TO DO: Find how many lines hold the word "this" and give that number only.

----------------------------------------

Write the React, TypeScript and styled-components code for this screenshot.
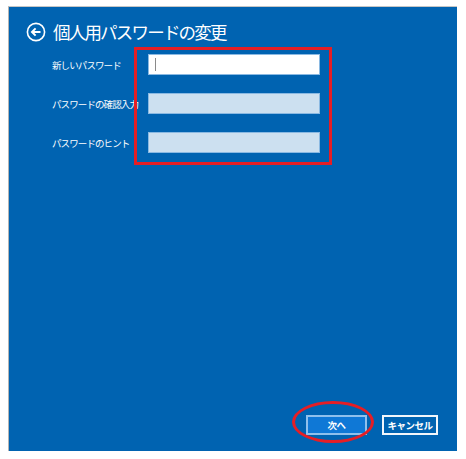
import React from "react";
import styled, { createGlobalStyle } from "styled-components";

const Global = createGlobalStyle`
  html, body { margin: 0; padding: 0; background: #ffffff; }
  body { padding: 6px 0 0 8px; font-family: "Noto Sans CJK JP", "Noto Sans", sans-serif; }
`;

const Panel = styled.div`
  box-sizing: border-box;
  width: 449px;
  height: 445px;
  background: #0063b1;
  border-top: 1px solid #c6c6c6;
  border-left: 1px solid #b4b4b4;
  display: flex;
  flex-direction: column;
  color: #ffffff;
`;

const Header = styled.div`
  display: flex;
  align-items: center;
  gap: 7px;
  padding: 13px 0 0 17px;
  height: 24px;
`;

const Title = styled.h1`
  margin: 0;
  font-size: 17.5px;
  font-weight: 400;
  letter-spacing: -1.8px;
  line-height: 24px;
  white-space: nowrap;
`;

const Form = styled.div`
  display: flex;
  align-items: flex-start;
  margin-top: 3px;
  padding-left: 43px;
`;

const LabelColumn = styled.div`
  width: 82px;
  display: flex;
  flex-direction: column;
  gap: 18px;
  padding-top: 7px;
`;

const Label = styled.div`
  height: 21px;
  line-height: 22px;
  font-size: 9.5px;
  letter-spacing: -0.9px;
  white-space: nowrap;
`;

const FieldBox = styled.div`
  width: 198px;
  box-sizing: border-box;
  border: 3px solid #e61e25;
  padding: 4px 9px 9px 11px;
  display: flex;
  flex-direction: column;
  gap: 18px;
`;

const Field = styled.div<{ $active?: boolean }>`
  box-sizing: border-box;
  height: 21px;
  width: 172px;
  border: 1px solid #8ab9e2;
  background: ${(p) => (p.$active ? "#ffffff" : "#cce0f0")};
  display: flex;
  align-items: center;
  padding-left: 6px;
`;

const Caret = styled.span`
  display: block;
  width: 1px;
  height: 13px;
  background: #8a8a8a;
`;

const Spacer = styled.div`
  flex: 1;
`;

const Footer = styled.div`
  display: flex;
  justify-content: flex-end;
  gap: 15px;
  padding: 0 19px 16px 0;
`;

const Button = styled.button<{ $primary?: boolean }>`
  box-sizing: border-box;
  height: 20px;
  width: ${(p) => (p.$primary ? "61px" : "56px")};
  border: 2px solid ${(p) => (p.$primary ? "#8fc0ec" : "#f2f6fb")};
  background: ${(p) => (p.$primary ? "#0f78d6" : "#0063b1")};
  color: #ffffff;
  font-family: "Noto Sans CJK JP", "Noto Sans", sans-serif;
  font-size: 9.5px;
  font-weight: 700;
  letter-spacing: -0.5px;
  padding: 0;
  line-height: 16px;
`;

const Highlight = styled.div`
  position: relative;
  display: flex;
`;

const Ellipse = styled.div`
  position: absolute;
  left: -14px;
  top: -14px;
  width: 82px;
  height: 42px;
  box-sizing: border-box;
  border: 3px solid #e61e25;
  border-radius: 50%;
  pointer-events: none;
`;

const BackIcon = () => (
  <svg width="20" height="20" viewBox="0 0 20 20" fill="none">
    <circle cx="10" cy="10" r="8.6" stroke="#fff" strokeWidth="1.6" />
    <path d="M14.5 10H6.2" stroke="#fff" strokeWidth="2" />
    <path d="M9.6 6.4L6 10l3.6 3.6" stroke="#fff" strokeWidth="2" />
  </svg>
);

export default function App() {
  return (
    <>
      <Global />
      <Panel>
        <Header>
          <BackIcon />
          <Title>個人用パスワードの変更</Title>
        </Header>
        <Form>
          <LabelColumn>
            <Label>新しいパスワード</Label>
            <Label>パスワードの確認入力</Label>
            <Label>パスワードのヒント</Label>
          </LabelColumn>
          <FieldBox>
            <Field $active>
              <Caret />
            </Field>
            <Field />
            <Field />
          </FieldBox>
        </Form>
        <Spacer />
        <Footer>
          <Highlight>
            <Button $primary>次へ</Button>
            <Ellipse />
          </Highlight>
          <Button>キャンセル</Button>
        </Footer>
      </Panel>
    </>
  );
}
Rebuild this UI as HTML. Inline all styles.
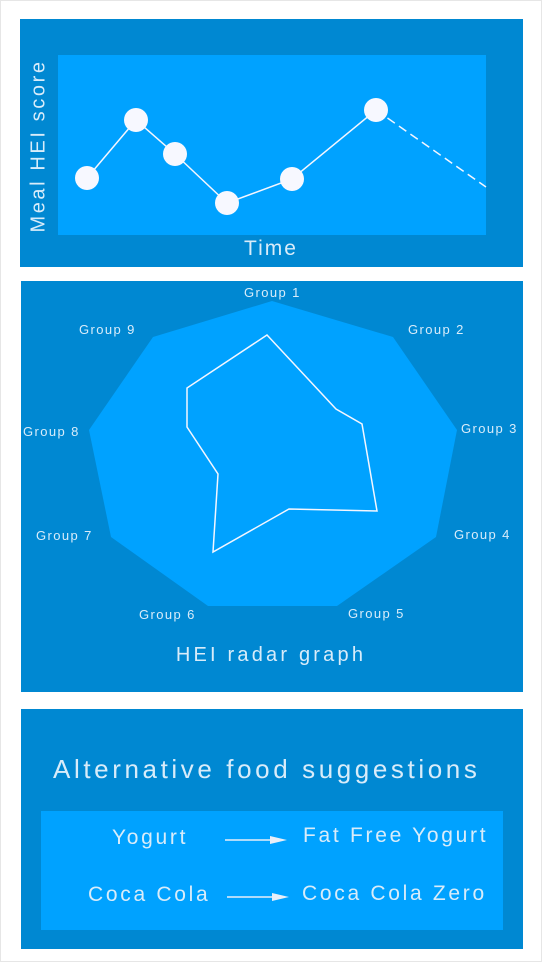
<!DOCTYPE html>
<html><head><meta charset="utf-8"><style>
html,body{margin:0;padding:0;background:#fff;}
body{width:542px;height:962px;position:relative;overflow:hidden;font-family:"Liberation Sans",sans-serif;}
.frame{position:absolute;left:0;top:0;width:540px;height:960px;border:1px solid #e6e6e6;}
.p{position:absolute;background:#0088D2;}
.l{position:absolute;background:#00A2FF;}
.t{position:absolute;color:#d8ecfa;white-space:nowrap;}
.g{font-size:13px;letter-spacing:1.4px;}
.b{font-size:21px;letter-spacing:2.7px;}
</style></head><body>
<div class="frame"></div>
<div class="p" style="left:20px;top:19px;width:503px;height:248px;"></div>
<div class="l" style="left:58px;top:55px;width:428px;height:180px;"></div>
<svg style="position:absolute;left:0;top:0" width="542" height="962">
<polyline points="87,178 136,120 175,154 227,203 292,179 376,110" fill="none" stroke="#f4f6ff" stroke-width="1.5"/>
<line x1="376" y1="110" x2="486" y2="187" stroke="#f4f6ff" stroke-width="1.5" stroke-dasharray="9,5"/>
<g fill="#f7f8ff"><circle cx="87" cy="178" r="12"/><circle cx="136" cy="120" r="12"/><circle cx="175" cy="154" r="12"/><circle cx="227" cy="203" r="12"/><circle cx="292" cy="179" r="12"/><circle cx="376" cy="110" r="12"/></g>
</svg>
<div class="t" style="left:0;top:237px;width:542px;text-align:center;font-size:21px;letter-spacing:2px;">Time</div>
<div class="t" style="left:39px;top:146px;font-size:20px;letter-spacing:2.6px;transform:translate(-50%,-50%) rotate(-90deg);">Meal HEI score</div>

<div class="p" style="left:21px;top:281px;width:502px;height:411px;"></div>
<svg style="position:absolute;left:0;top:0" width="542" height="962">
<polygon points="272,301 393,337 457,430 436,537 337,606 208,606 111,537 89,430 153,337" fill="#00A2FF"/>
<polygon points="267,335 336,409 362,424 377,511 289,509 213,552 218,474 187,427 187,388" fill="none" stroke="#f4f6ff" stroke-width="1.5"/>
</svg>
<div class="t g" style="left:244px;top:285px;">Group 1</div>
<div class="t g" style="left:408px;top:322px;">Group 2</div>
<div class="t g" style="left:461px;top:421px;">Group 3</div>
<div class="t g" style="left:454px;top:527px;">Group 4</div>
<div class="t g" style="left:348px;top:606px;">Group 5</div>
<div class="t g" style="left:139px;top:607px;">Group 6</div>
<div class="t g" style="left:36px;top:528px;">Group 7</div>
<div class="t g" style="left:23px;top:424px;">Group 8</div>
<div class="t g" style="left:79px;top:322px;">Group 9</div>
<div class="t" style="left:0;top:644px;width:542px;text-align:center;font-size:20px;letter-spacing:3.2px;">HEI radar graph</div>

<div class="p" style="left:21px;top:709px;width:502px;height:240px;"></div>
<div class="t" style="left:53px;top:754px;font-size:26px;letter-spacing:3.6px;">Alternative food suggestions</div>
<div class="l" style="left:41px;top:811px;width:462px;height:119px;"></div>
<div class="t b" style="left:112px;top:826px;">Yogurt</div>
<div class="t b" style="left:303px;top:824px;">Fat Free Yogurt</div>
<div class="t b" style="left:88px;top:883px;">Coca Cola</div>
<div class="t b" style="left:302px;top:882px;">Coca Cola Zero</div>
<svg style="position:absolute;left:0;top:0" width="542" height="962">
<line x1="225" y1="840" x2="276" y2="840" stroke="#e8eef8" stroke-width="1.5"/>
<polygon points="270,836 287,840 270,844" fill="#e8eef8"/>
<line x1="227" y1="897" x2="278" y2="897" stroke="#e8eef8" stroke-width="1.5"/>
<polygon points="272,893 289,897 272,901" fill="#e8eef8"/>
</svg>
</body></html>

----------------------------------------

THE RESULT: 2